Worker representatives

The Pennsylvania House Republicans held a hearing earlier this month to get testimony from trade representatives on the impacts of Biden’s decision to pause LNG export licenses, as well as the Biden administration’s energy policies in general.

State Rep. Martina White, a Republican whose district is in Philadelphia, said that she had chaired a task force that examined the potential for an LNG export terminal in southeast Pennsylvania, which could create tens of thousands of jobs and billions in yearly economic output.

For any such project anywhere in the U.S. to happen, it requires a lot of risky investment. Kail said in an interview that’s where Biden’s LNG pause has the most immediate impact. It creates uncertainty, which makes it hard to get investors.

At the hearing, Robert Bair, president Pennsylvania State Building and Construction Trades, said that for the last five years, the workers he represents have been struggling to find work.

“That's unacceptable.
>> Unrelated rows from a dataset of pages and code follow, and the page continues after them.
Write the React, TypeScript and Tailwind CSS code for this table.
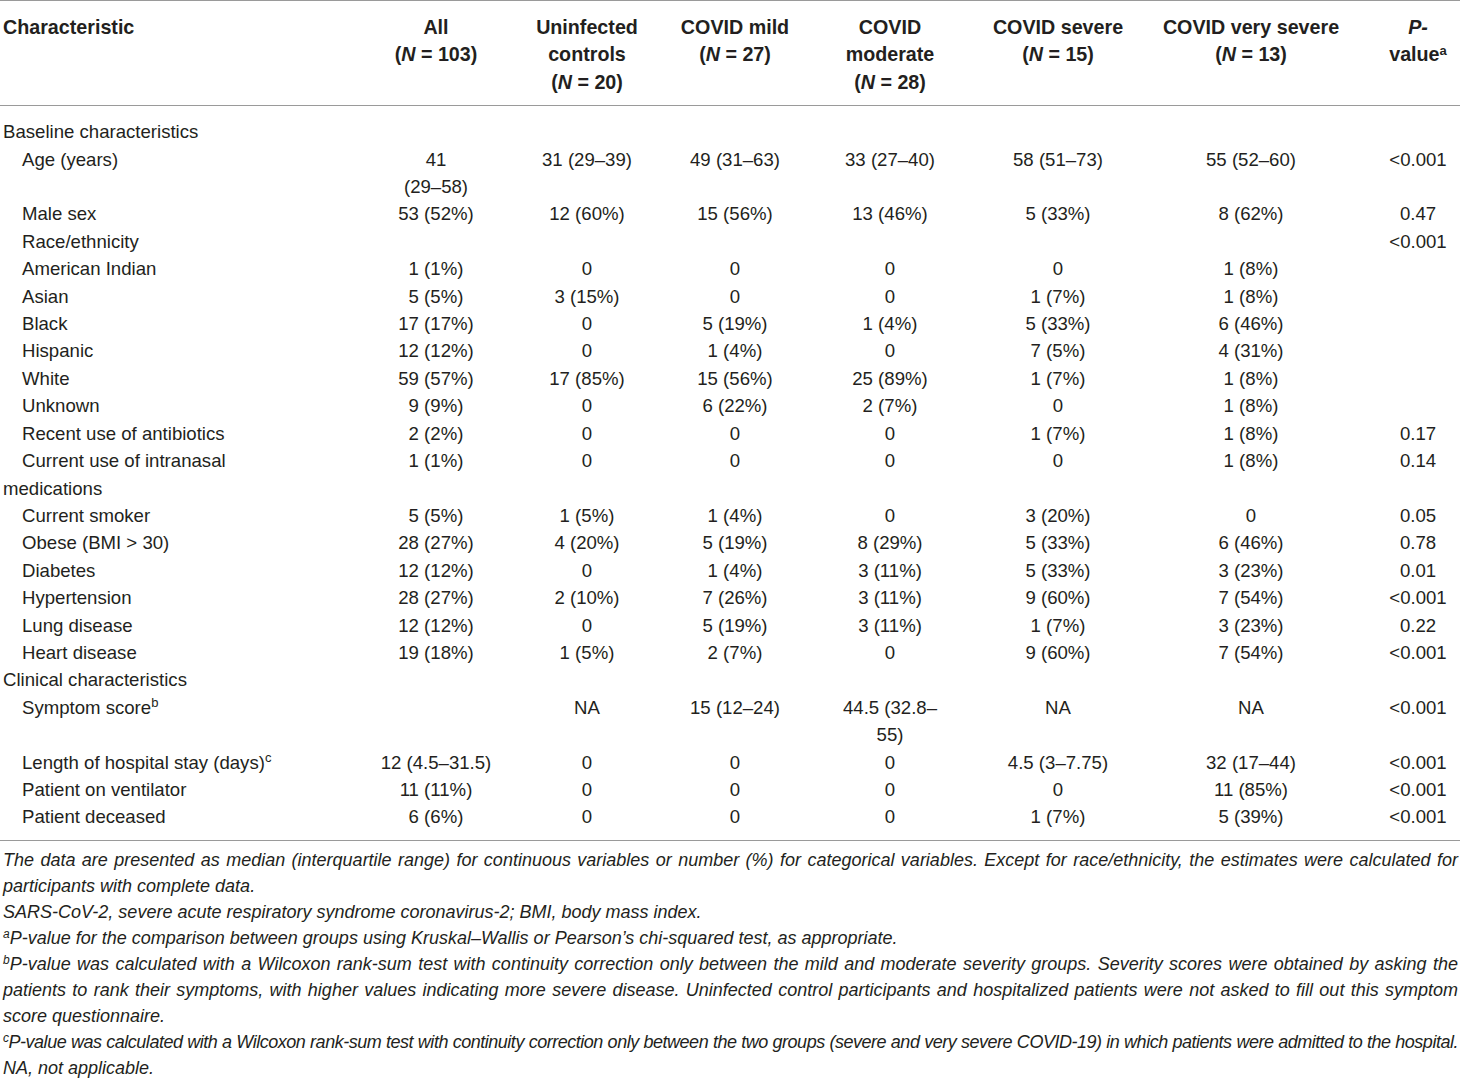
import React from "react";

type Cell = string | string[];
type Row = {
  label: React.ReactNode;
  label2?: string;
  indent?: boolean;
  vals?: Cell[];
  p?: string;
};

const grid =
  "grid grid-cols-[360px_152px_150px_146px_164px_172px_214px_102px]";

const rows: Row[] = [
  { label: "Baseline characteristics" },
  {
    label: "Age (years)",
    indent: true,
    vals: [["41", "(29–58)"], "31 (29–39)", "49 (31–63)", "33 (27–40)", "58 (51–73)", "55 (52–60)"],
    p: "<0.001",
  },
  {
    label: "Male sex",
    indent: true,
    vals: ["53 (52%)", "12 (60%)", "15 (56%)", "13 (46%)", "5 (33%)", "8 (62%)"],
    p: "0.47",
  },
  { label: "Race/ethnicity", indent: true, vals: ["", "", "", "", "", ""], p: "<0.001" },
  { label: "American Indian", indent: true, vals: ["1 (1%)", "0", "0", "0", "0", "1 (8%)"] },
  { label: "Asian", indent: true, vals: ["5 (5%)", "3 (15%)", "0", "0", "1 (7%)", "1 (8%)"] },
  { label: "Black", indent: true, vals: ["17 (17%)", "0", "5 (19%)", "1 (4%)", "5 (33%)", "6 (46%)"] },
  { label: "Hispanic", indent: true, vals: ["12 (12%)", "0", "1 (4%)", "0", "7 (5%)", "4 (31%)"] },
  { label: "White", indent: true, vals: ["59 (57%)", "17 (85%)", "15 (56%)", "25 (89%)", "1 (7%)", "1 (8%)"] },
  { label: "Unknown", indent: true, vals: ["9 (9%)", "0", "6 (22%)", "2 (7%)", "0", "1 (8%)"] },
  {
    label: "Recent use of antibiotics",
    indent: true,
    vals: ["2 (2%)", "0", "0", "0", "1 (7%)", "1 (8%)"],
    p: "0.17",
  },
  {
    label: "Current use of intranasal",
    label2: "medications",
    indent: true,
    vals: ["1 (1%)", "0", "0", "0", "0", "1 (8%)"],
    p: "0.14",
  },
  {
    label: "Current smoker",
    indent: true,
    vals: ["5 (5%)", "1 (5%)", "1 (4%)", "0", "3 (20%)", "0"],
    p: "0.05",
  },
  {
    label: "Obese (BMI > 30)",
    indent: true,
    vals: ["28 (27%)", "4 (20%)", "5 (19%)", "8 (29%)", "5 (33%)", "6 (46%)"],
    p: "0.78",
  },
  {
    label: "Diabetes",
    indent: true,
    vals: ["12 (12%)", "0", "1 (4%)", "3 (11%)", "5 (33%)", "3 (23%)"],
    p: "0.01",
  },
  {
    label: "Hypertension",
    indent: true,
    vals: ["28 (27%)", "2 (10%)", "7 (26%)", "3 (11%)", "9 (60%)", "7 (54%)"],
    p: "<0.001",
  },
  {
    label: "Lung disease",
    indent: true,
    vals: ["12 (12%)", "0", "5 (19%)", "3 (11%)", "1 (7%)", "3 (23%)"],
    p: "0.22",
  },
  {
    label: "Heart disease",
    indent: true,
    vals: ["19 (18%)", "1 (5%)", "2 (7%)", "0", "9 (60%)", "7 (54%)"],
    p: "<0.001",
  },
  { label: "Clinical characteristics" },
  {
    label: (
      <>
        Symptom score<sup className="text-[13px]">b</sup>
      </>
    ),
    indent: true,
    vals: ["", "NA", "15 (12–24)", ["44.5 (32.8–", "55)"], "NA", "NA"],
    p: "<0.001",
  },
  {
    label: (
      <>
        Length of hospital stay (days)<sup className="text-[13px]">c</sup>
      </>
    ),
    indent: true,
    vals: ["12 (4.5–31.5)", "0", "0", "0", "4.5 (3–7.75)", "32 (17–44)"],
    p: "<0.001",
  },
  {
    label: "Patient on ventilator",
    indent: true,
    vals: ["11 (11%)", "0", "0", "0", "0", "11 (85%)"],
    p: "<0.001",
  },
  {
    label: "Patient deceased",
    indent: true,
    vals: ["6 (6%)", "0", "0", "0", "1 (7%)", "5 (39%)"],
    p: "<0.001",
  },
];

function ValCell({ v, extra }: { v?: Cell; extra?: string }) {
  const lines = v === undefined ? [] : Array.isArray(v) ? v : [v];
  return (
    <div className={`flex flex-col items-center ${extra ?? ""}`}>
      {lines.map((l, i) => (
        <div key={i} className="whitespace-nowrap">
          {l === "" ? "\u00a0" : l}
        </div>
      ))}
    </div>
  );
}

const N = ({ n }: { n: string }) => (
  <div className="whitespace-nowrap">
    (<span className="italic">N</span> = {n})
  </div>
);

function HeadCell({ lines, n }: { lines: string[]; n: string }) {
  return (
    <div className="flex flex-col items-center">
      {lines.map((l, i) => (
        <div key={i} className="whitespace-nowrap">
          {l}
        </div>
      ))}
      <N n={n} />
    </div>
  );
}

function FootLine({
  children,
  justify,
  extra,
}: {
  children: React.ReactNode;
  justify?: boolean;
  extra?: string;
}) {
  return (
    <div
      className={`whitespace-nowrap ${justify ? "text-justify [text-align-last:justify]" : ""} ${extra ?? ""}`}
    >
      {children}
    </div>
  );
}

export default function App() {
  return (
    <div
      className="w-[1460px] h-[1079px] bg-white text-[#231f20] overflow-hidden"
      style={{ fontFamily: '"Liberation Sans", Arial, Helvetica, sans-serif' }}
    >
      {/* Header */}
      <div
        className={`${grid} border-t border-[#9a9a9a] pt-[13px] pb-[9px] text-[19.7px] font-bold leading-[27.4px]`}
      >
        <div className="pl-[3px] whitespace-nowrap">Characteristic</div>
        <HeadCell lines={["All"]} n="103" />
        <HeadCell lines={["Uninfected", "controls"]} n="20" />
        <HeadCell lines={["COVID mild"]} n="27" />
        <HeadCell lines={["COVID", "moderate"]} n="28" />
        <HeadCell lines={["COVID severe"]} n="15" />
        <HeadCell lines={["COVID very severe"]} n="13" />
        <div className="flex flex-col items-center pl-[18px]">
          <div className="italic">P-</div>
          <div className="whitespace-nowrap">
            value<sup className="text-[13px]">a</sup>
          </div>
        </div>
      </div>

      {/* Body */}
      <div className="border-t border-[#9a9a9a] pt-[12px] pb-[9.6px] text-[18.6px] leading-[27.4px] font-normal">
        {rows.map((r, i) => (
          <div key={i} className={grid}>
            <div className="whitespace-nowrap">
              <div className={r.indent ? "pl-[22px]" : "pl-[3px]"}>{r.label}</div>
              {r.label2 && <div className="pl-[3px]">{r.label2}</div>}
            </div>
            {(r.vals ?? ["", "", "", "", "", ""]).map((v, j) => (
              <ValCell key={j} v={v} />
            ))}
            <ValCell v={r.p ?? ""} extra="pl-[18px]" />
          </div>
        ))}
      </div>

      {/* Footnotes */}
      <div className="border-t border-[#9a9a9a] pt-[6px] pl-[3px] pr-[2px] text-[18px] italic leading-[26px]">
        <FootLine justify>
          The data are presented as median (interquartile range) for continuous variables or number (%) for
          categorical variables. Except for race/ethnicity, the estimates were calculated for
        </FootLine>
        <FootLine>participants with complete data.</FootLine>
        <FootLine>SARS-CoV-2, severe acute respiratory syndrome coronavirus-2; BMI, body mass index.</FootLine>
        <FootLine>
          <sup className="text-[12px]">a</sup>P-value for the comparison between groups using Kruskal–Wallis or
          Pearson’s chi-squared test, as appropriate.
        </FootLine>
        <FootLine justify>
          <sup className="text-[12px]">b</sup>P-value was calculated with a Wilcoxon rank-sum test with continuity
          correction only between the mild and moderate severity groups. Severity scores were obtained by asking the
        </FootLine>
        <FootLine justify>
          patients to rank their symptoms, with higher values indicating more severe disease. Uninfected control
          participants and hospitalized patients were not asked to fill out this symptom
        </FootLine>
        <FootLine>score questionnaire.</FootLine>
        <FootLine justify extra="tracking-[-0.48px]">
          <sup className="text-[12px]">c</sup>P-value was calculated with a Wilcoxon rank-sum test with continuity
          correction only between the two groups (severe and very severe COVID-19) in which patients were admitted
          to the hospital.
        </FootLine>
        <FootLine>NA, not applicable.</FootLine>
      </div>
    </div>
  );
}
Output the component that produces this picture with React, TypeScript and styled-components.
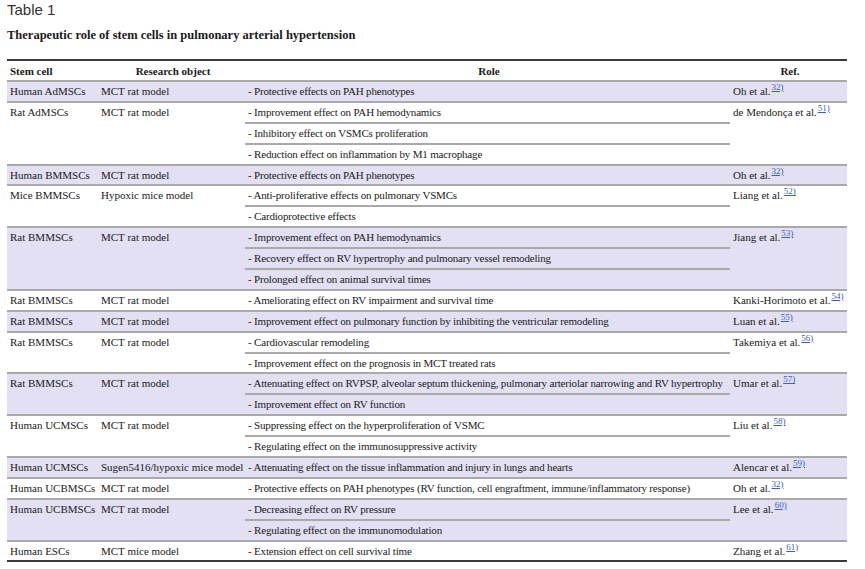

I've had this very conversation with your counterparts across the aisle. I've had this conversation at length with the governor. Gas has to be a big part of this. We need LNG, we need LNG in PA,” he said. Bair also spoke of the opposition to pipelines, usually out of concern for safety, and how that has also prevented projects from being built that would have provided workers with jobs.

“You want me to put a pipeline safe in the ground for you with my people, I'd be happy to. Because it's my kids at the bus stop. You can bet it's going to be the best weld you've ever seen in your life,” Bair said.

John Bane, director of government affairs for EQT, a natural gas company, told the committee that the pause impacts thousands of jobs and millions in economic impacts to the state of Pennsylvania. The industry, Bane said, provides $1 billion in annual payments to landowners, and the taxes the company pays supports school, hospitals and roads.

“This President's pause on new LNG authorizations is clearly a political stunt, orchestrated to satisfy a vocal minority of individuals who simply want to end the industry,” Bane said.

Rhetoric versus actions

The Wall Street Journal earlier this month profiled two brothers who grew up in the Pittsburgh area, which lost 200,000 steel and manufacturing jobs over the last few generations. The brothers settled into white collar jobs, and one became a progressive Democrat. The other turned into “staunch Republican.”

Biden’s LNG pause, his killing the Keystone XL oil pipeline, and his hostility to hydraulic fracturing, a technology that turned American into a net exporter of natural gas, the Journal wrote, have turned many voters tied to the state’s energy industries against the Democratic candidate.

Kail pointed out that the rationale for Biden’s policies is concern about emissions, but natural gas has played a key role in the U.S. being a leader in emissions reductions — while maintaining a high GDP. The ability to export American LNG, he said, also displaces the use of coal in Europe, which increases the emissions-reduction impact globally.

“Democrats have embraced this phony narrative, where the only way to reduce emissions is to use Chinese-produced energy that has a massive carbon footprint when it's made, and to prop up those industries instead of using our own natural resources that are in fact reducing our carbon emissions,” Kail said.

The Pennsylvania Republican said that in terms of rhetoric, natural gas is a nonpartisan issue. But when it comes to actions, Kail said, it becomes partisan. “The Democrat party knows that it's political suicide to go against energy industry in Pennsylvania. So they act like they support it during campaign time. But they do nothing to support the industry or to celebrate or leverage the industry to get the most out of it,” he said.

Biden campaigned for the 2020 election on a promise to “end fossil fuels.” On his campaign stop in Pennsylvania Wednesday, Biden spoke of advancing manufacturing in clean energy in the U.S. He made no mention of natural gas, and he mentioned oil when talking about how his father worked in the industry. We’ll find out in November if Pennsylvania voters were sold on the promises.